Dean of UC Berkeley School of Law
- In office 1948–1961
- Preceded by: Edwin DeWitt Dickinson
- Succeeded by: Frank C. Newman

Personal details
- Born: March 15, 1898 New Albany, Indiana
- Died: May 21, 19721972 (aged 73–74) Berkeley, California
- Alma mater: Harvard University University of Minnesota (LLB)
- Occupation: Professor

= William Lloyd Prosser =

Dean of the School of Law at UC Berkeley

William Lloyd Prosser (March 15, 1898 – May 21, 1972) was the Dean of the School of Law at UC Berkeley from 1948 to 1961. Prosser authored several editions of Prosser on Torts, universally recognized as the leading work on the subject of tort law for a generation. It is still widely used today, now known as Prosser and Keeton on Torts, 5th edition. Furthermore, in the 1950s, Prosser (often referred to as "Dean Prosser") became Reporter for the Second Restatement of Torts.

==Biography==
William L. Prosser served in the United States Marine Corps during World War I.After the war, he also served as a guard at the US Embassy in Brussels, Belgium After spending his first year at Harvard Law School, Prosser transferred to and received his law degree from the University of Minnesota Law School. After a brief time in private practice at Dorsey, Colman, Barker, Scott & Barber (the modern-day Dorsey & Whitney), he became a professor of law at the University of Minnesota Law School, where he wrote Prosser on Torts. He taught there from 1931 until 1940, when he resigned to become the Minnesota counsel for the Roosevelt Administration's Office of Price Administration. In 1943, he returned to private practice for another four years. In 1947, Prosser returned to Harvard Law School as a professor.
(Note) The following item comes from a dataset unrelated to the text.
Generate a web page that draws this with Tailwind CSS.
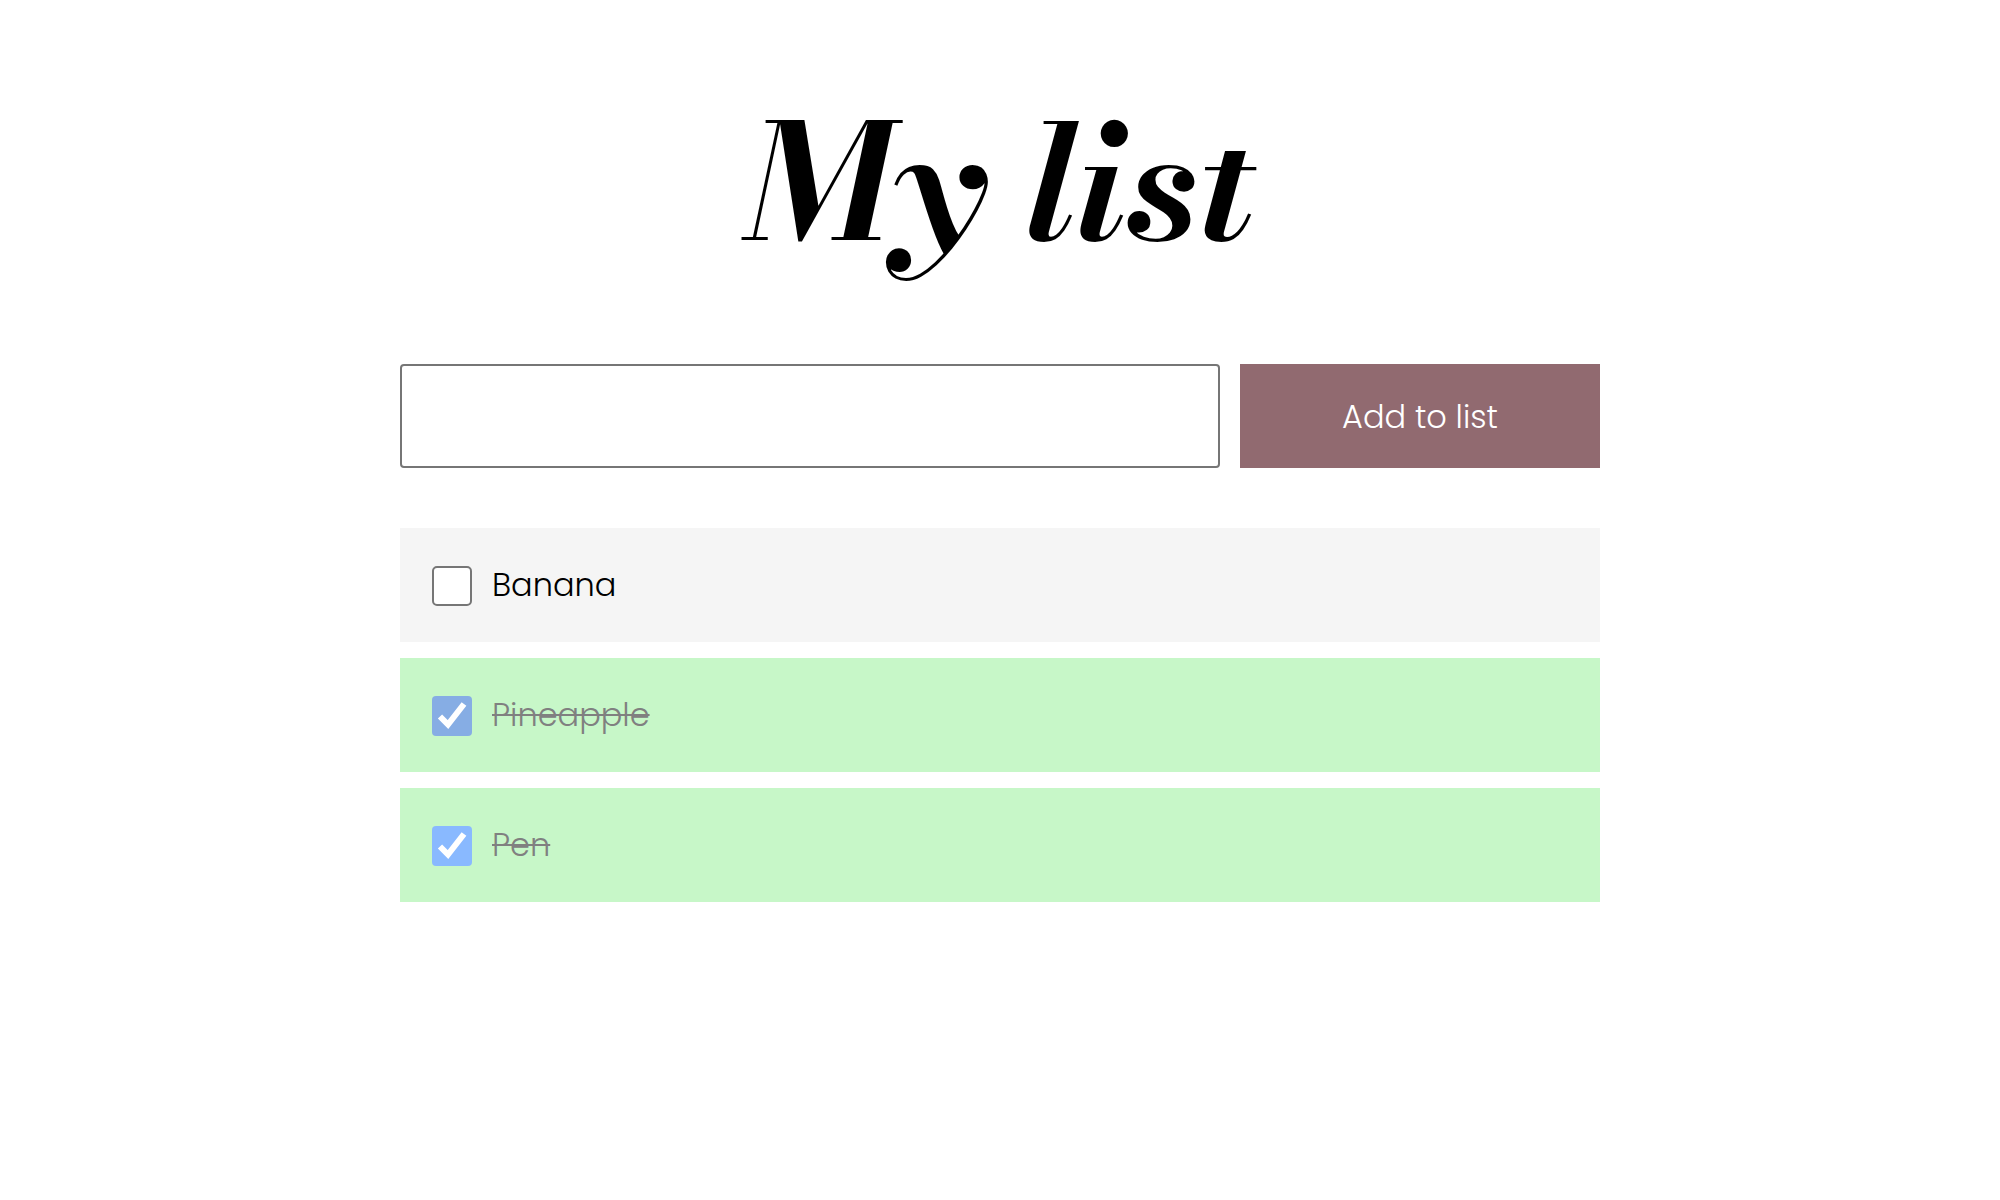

The following year, Prosser became Dean of the School of Jurisprudence at UC Berkeley. The unusual name of Berkeley's law school was a leftover from its beginnings as an undergraduate department, but had not been changed because of existing statutory language designating the Hastings College of Law as the University of California's "law department." After Prosser learned that UCLA had been able to get legislative approval for its own "school of law" (notwithstanding the Hastings statutory language), he decided that Berkeley could also get away with having its own school of law and set about getting the school renamed.

At Berkeley, Prosser was renowned for his sophistication, brilliance, and sense of humor. However, he was also "conservative and pragmatic", and saw no reason in 1949 why anyone should object to taking a loyalty oath. He enjoyed the company of deans L. Dale Coffman at UCLA Law and David E. Snodgrass at Hastings, who shared his conservative views.

By 1960, Prosser's "irascible" and "authoritarian" personality traits were becoming evident. He suddenly announced his resignation, effective immediately, in the middle of the 1960–1961 school year rather than face a regular five-year review of his deanship before the campus Budget Committee, then had to be talked into finishing the school year while the university searched for his replacement. On the way out, he could not resist taking potshots which confirmed his personality flaws, marred his legacy at Berkeley, and were regarded as an unfortunate coda to an otherwise successful deanship. In oral remarks before the faculty, he attacked the institutional weakness of the dean of the law school by calling himself "a straw man, a stooge, a tailor's dummy, and a figurehead, without any authority or power whatsoever". He also made similar comments in a written memorandum to the faculty: "This, of course, is faculty self-government, which is a fetish in this University beyond all others. It is democracy in action. It is also one hell of a way to run a railroad."

Upon leaving Berkeley in 1961, Prosser became a member of the faculty at Hastings and continued to teach law there until his death in 1972. Prosser's attitude toward his profession is reflected in his authorship of several parody songs published in the Law School Association Lyrics by the Association of American Law Schools, including "The Law Dean's Lament" to the tune of "Twenty-One Years" and "Over the Hill To Hastings" to the tune of "Over the Hills to the Poorhouse".

== Prosser and strict products liability ==
Prosser became closely associated with the doctrine of strict liability for products injuries. His first edition of Prosser on Torts in 1941 argued that strict products liability was developing in American law, and predicted that it would be the law of the future. By the time his influential article The Assault on the Citadel (Strict Liability to the Consumer) was published in 1960, the New Jersey Supreme Court fulfilled his prediction, holding in Henningsen v. Bloomfield Motors that manufacturers implicitly warrantied their products against personal injury to all users. As Reporter for the Second Restatement of Torts, he helped codify strict products liability in the Restatement's Section 402A.

In the early 1940s, Prosser prepared the Comments and Notes to the predecessor of the Uniform Commercial Code: Commercial Code, Tentative Draft No. 1 – Article III. His work was limited to sections 1–51 of Article III, which focused primarily on commercial paper.